• [DATASET CONTENT]
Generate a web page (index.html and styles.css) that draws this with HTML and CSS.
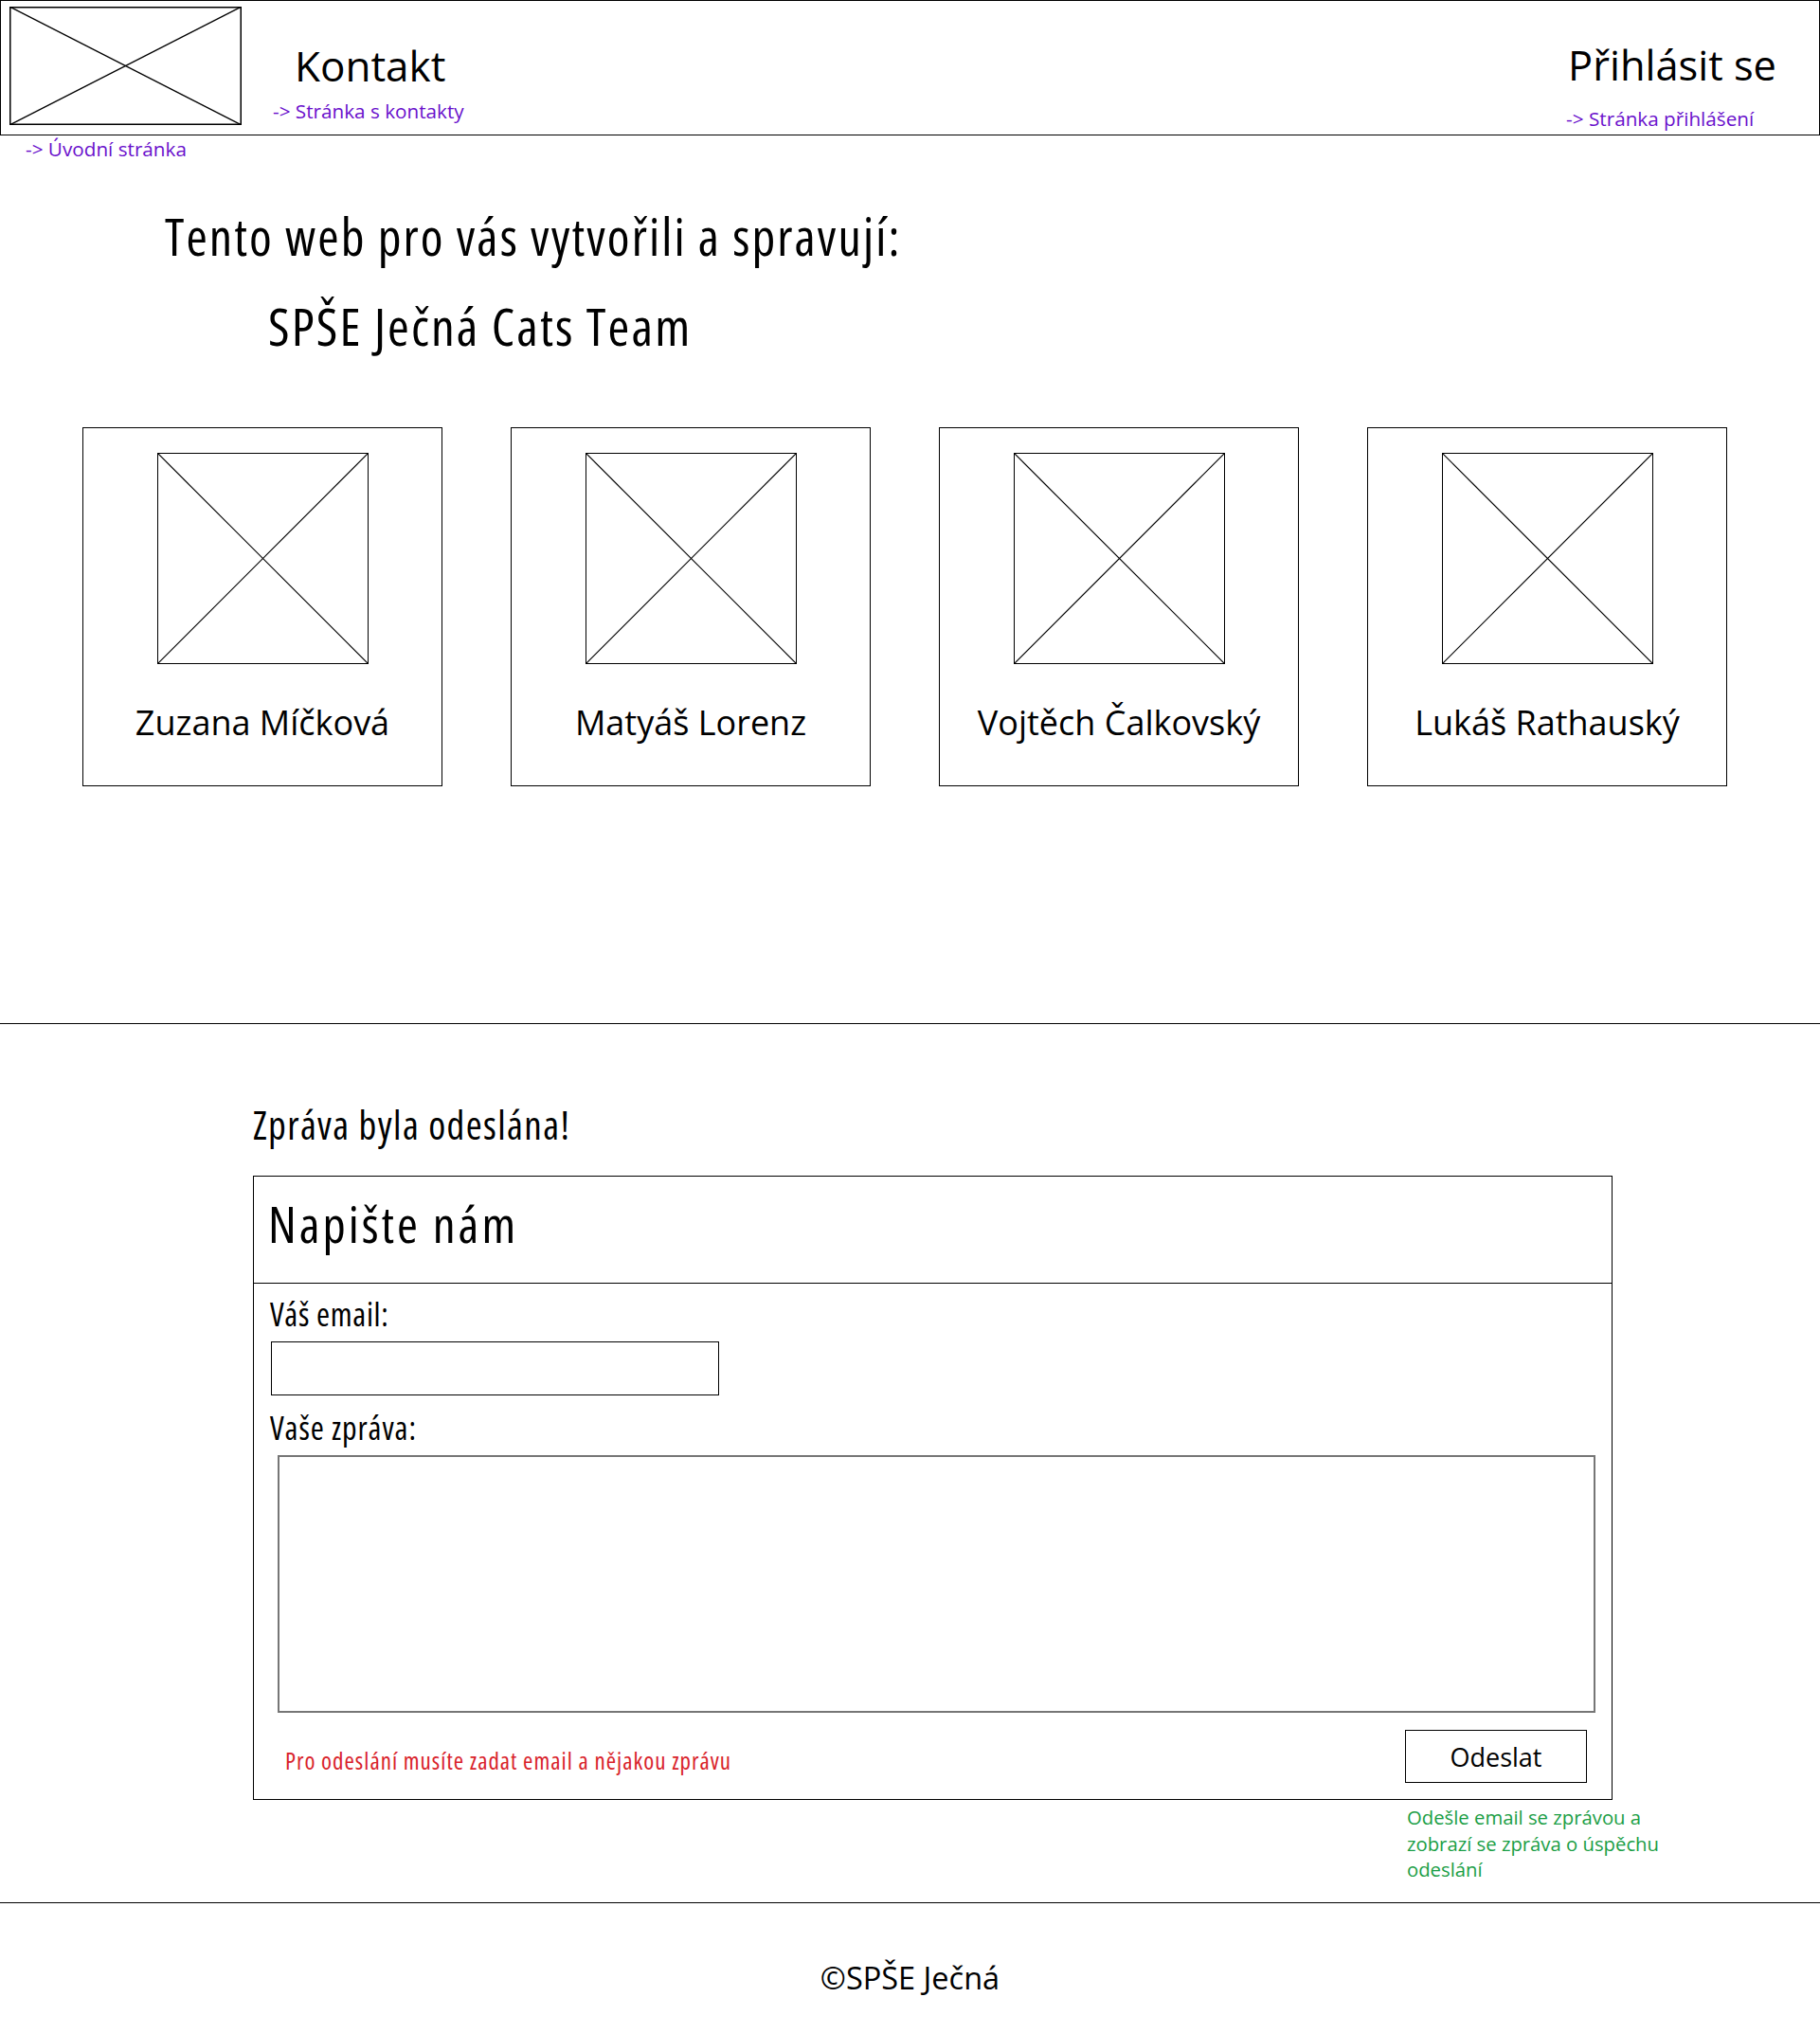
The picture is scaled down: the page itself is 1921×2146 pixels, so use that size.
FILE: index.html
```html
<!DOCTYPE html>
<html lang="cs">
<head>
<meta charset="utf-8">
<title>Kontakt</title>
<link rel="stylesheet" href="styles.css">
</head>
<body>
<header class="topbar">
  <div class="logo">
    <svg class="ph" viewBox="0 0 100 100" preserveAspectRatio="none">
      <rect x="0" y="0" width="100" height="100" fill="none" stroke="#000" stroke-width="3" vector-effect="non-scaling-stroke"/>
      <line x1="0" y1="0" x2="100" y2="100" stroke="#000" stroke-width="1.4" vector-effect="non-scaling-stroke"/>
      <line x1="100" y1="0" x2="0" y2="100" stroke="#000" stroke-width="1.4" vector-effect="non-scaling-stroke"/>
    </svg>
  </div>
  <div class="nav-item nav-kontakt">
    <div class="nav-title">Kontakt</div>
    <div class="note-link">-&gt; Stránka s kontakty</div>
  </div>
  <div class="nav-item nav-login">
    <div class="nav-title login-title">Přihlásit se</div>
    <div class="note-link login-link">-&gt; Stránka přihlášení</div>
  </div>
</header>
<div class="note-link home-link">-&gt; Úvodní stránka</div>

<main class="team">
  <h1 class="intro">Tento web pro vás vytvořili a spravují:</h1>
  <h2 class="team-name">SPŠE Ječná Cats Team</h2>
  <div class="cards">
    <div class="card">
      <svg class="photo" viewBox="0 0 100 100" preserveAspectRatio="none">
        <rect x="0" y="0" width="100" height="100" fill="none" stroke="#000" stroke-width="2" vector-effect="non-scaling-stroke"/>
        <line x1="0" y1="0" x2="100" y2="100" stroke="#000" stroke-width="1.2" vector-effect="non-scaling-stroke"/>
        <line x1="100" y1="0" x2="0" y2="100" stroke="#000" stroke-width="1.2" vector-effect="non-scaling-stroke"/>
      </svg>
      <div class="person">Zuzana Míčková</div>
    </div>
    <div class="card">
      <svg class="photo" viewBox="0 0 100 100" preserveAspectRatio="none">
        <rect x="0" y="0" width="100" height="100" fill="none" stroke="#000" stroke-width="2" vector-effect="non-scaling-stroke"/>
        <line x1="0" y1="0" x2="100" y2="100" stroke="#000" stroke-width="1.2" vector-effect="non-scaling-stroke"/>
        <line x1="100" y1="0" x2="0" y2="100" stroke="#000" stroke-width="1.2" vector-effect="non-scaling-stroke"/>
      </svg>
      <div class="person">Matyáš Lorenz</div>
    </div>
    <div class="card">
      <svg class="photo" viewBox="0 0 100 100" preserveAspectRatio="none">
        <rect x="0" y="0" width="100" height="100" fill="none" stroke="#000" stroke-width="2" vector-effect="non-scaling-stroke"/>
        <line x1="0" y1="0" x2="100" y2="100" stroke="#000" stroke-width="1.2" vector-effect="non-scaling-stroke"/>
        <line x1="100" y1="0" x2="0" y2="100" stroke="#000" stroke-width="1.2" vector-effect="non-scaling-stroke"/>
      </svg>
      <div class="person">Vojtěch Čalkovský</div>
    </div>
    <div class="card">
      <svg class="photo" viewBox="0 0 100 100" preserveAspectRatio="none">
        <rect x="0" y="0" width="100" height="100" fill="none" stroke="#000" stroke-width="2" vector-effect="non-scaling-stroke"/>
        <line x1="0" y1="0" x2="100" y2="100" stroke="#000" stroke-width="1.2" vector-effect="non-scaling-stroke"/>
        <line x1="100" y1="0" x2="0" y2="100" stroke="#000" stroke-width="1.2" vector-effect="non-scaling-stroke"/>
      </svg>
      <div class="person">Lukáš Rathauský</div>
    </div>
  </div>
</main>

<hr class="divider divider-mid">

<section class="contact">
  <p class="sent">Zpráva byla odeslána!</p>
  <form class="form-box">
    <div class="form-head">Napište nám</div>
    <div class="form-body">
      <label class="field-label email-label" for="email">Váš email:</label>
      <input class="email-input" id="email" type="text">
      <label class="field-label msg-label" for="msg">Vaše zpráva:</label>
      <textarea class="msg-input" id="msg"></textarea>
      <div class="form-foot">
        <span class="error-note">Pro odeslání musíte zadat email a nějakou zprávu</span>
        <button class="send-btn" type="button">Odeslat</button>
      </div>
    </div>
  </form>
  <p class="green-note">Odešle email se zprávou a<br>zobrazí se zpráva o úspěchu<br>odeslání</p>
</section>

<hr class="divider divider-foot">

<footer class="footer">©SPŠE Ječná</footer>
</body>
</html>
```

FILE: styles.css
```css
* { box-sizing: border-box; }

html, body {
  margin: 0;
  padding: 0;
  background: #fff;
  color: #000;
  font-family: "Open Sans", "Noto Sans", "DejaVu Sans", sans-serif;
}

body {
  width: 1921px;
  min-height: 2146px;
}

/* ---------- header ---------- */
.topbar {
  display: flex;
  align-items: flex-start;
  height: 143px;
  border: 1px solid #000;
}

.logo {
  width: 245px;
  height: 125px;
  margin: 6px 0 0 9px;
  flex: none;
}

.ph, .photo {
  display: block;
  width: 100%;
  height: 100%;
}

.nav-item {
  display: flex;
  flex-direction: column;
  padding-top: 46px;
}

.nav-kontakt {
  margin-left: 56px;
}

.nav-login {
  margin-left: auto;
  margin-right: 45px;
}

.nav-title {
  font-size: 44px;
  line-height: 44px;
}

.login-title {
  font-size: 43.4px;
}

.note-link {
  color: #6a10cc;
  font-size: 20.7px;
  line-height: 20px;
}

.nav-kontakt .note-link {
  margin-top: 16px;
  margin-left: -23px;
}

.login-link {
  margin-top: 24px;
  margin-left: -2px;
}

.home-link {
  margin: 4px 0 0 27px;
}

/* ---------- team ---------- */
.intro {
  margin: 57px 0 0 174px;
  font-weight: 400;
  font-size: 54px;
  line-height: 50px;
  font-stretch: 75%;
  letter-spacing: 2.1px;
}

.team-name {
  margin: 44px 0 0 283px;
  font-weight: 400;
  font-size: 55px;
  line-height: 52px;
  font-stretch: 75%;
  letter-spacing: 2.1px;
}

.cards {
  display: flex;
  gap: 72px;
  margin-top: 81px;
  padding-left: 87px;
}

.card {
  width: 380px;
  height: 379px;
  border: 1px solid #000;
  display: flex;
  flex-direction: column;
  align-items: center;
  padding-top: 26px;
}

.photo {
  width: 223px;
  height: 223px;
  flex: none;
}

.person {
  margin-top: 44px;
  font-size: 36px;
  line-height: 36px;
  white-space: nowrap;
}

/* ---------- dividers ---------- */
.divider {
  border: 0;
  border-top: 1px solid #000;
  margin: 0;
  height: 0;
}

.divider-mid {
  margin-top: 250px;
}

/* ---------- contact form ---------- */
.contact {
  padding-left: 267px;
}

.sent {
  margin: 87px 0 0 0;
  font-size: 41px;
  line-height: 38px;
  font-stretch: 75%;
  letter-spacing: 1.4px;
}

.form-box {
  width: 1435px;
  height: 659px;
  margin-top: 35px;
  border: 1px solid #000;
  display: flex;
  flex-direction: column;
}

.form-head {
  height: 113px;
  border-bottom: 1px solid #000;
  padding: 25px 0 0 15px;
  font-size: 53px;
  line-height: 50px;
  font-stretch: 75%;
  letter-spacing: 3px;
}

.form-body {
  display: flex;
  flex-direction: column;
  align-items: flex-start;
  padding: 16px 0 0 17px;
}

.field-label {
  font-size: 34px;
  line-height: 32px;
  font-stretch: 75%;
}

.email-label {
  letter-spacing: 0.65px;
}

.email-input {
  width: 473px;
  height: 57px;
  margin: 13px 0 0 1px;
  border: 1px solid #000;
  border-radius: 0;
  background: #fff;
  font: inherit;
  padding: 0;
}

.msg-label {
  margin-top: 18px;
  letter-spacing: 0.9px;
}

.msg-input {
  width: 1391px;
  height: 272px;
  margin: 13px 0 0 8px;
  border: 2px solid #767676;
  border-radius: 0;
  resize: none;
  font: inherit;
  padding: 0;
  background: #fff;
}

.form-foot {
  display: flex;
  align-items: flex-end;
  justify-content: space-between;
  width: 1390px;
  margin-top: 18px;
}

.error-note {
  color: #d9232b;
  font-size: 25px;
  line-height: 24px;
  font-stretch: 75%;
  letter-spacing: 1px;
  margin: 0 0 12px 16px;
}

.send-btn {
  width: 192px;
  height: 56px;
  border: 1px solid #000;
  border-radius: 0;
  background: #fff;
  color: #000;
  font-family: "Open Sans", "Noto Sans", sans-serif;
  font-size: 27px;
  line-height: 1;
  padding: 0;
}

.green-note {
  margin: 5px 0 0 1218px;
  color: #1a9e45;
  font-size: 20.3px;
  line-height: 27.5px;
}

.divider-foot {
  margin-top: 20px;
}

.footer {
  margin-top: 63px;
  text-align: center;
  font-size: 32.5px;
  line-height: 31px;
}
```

• [DIRECTIONS FOR THIS TASK] Determine how many lines include the string "styles". Give no answer but the number.

• [ANSWER] 3